10 anni fa, lunedì 15 settembre, falliva Lehman Brothers e iniziava la crisi più pesante dopo quella degli anni '20 dello scorso secolo.

Come si è arrivati al fallimento?

La crisi dei mutui subpime è iniziata oltre un anno prima, quando hanno iniziato a scendere i valori degli immobili negli USA. Una bolla immobiliare teneva in piedi un sistema squilibrato, fatto di consumi esagerati rispetto ai salari modesti, colpa delle politiche economiche conservatrici che hanno stimolato comportamenti predatori.

I consumatori impoveriti compravano case ricevendo credito garantito dalla crescita dei valori immobiliari, concesso da banche che si finanziavano emettendo titoli complicatissimi.

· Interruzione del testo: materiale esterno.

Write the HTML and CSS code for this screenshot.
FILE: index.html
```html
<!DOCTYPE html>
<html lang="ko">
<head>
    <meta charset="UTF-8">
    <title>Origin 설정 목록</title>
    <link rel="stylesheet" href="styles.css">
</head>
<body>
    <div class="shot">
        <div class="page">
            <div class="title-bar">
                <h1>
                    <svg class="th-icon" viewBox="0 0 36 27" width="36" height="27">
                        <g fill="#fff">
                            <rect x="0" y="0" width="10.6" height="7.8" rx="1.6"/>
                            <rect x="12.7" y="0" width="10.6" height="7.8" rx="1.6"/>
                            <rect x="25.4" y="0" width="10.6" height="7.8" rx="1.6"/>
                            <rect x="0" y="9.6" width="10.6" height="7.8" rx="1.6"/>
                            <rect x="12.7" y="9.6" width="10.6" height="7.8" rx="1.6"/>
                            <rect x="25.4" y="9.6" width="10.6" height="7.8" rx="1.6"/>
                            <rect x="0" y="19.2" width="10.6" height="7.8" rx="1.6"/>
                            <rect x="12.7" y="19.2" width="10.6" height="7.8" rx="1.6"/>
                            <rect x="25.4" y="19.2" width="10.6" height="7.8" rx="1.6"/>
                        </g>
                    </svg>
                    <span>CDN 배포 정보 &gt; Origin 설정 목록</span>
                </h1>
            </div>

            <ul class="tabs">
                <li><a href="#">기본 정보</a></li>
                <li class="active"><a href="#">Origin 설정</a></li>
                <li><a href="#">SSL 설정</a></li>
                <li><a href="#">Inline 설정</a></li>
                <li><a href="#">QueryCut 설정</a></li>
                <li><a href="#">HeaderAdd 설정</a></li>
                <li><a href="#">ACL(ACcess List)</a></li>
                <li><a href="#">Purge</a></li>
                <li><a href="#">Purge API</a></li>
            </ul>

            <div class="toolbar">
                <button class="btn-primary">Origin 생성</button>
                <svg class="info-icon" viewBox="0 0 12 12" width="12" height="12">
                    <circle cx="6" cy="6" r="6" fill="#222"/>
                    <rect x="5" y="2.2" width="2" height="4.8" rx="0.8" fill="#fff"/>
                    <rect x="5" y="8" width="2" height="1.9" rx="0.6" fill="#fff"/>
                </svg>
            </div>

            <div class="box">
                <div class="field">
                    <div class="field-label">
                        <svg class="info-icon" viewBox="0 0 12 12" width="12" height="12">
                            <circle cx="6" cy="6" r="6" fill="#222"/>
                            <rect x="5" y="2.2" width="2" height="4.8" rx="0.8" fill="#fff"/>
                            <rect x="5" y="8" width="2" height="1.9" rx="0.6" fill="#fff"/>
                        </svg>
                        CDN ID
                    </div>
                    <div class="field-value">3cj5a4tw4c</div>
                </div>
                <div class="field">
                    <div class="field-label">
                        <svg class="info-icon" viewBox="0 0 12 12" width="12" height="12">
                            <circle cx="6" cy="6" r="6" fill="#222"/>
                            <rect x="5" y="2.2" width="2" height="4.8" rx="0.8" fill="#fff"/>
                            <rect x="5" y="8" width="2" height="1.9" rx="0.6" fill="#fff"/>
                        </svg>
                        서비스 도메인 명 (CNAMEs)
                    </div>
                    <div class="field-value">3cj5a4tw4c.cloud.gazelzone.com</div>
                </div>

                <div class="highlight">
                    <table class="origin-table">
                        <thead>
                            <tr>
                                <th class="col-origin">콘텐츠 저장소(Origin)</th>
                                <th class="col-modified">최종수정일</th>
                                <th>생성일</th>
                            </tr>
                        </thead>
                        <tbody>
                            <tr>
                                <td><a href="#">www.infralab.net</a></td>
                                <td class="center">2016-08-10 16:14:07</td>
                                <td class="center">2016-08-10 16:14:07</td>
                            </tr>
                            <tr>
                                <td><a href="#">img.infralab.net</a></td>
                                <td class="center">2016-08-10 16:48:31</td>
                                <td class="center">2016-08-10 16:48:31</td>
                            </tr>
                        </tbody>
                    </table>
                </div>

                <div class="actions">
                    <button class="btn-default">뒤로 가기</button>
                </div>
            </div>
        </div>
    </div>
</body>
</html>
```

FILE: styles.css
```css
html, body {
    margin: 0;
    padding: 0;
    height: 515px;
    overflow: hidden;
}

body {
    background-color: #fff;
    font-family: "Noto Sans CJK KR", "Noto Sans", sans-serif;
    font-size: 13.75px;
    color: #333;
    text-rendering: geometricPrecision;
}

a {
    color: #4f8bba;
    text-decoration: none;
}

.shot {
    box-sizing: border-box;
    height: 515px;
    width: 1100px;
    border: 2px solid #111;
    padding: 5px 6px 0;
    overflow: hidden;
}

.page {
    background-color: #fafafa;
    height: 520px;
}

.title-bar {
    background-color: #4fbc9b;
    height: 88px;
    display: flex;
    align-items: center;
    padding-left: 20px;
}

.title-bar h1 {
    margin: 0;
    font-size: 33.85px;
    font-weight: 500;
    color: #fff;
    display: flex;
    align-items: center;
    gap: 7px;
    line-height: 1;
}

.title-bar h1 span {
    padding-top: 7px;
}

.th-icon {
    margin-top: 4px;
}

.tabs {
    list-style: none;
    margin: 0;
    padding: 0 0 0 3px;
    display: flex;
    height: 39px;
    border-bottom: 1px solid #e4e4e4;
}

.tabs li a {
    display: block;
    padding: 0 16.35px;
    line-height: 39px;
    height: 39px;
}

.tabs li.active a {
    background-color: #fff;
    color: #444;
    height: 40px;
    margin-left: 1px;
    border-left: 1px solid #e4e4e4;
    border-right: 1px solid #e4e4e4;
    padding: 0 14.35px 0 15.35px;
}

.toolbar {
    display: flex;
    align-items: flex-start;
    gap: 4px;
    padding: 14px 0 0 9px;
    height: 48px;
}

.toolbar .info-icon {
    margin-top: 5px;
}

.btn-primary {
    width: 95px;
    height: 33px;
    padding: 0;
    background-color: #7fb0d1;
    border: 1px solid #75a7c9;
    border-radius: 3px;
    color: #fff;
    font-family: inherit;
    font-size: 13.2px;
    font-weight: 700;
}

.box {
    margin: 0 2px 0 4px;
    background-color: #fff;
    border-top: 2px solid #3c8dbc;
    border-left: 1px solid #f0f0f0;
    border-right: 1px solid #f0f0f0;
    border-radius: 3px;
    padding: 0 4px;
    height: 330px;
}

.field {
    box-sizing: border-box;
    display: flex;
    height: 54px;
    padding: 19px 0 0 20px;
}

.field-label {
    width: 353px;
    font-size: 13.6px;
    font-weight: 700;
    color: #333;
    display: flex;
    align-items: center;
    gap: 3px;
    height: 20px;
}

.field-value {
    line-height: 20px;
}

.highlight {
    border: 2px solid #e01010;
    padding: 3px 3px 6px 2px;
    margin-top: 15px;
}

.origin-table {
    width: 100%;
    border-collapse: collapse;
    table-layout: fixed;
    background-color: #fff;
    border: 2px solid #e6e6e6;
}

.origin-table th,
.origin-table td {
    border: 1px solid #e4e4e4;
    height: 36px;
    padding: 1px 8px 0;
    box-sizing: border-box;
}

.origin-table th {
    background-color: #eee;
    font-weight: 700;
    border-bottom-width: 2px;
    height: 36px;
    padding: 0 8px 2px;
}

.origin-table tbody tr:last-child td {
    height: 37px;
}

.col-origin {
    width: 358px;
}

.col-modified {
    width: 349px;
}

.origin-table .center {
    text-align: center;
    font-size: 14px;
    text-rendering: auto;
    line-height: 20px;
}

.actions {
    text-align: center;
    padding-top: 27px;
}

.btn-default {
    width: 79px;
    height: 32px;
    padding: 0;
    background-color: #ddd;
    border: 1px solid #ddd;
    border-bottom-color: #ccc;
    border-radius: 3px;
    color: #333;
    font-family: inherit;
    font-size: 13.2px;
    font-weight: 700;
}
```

Quando la bolla immobiliare è scoppiata, sono crollati i valori di quei titoli complessi e, di fronte al rischio che le banche -soprattutto alcune- perdessero enormi somme, i depositati hanno iniziato a chiudere i conti e cercare di salvare il salvabile.

Il fallimento di Lehman è stata la classica goccia che ha fatto traboccare il vaso: se fino a quel momento molti erano spaventati e temevano perdite, da quel giorno è stato il terrore a prevalere e solo ingenti interventi delle banche centrali e degli stati hanno permesso al sistema di non crollare con effetti ancora più drammatici.

Sarebbero bastate somme tutto sommato modeste per salvare Lehman, ma la ricerca di una soluzione di mercato lo ha impedito. Eppure nessuno ha imparato la lezione e in 10 anni abbiamo visto il dramma della Grecia, gli interventi per aiutare o salvare paesi come Portogallo o l'Irlanda, i provvedimenti per tamponare la crisi dello spread in Italia, le infinite inutili polemiche sulle banche salvate o aiutate.

Nel frattempo non dappertutto l'economia ha recuperato il terreno perso e, dove è successo, in molti hanno pagato un prezzo molto caro per la gioia di partiti nazionalisti, xenofobi, egoisti che paiono la brutta copia di chi guidava malissimo l'economia nei primi anni 2000.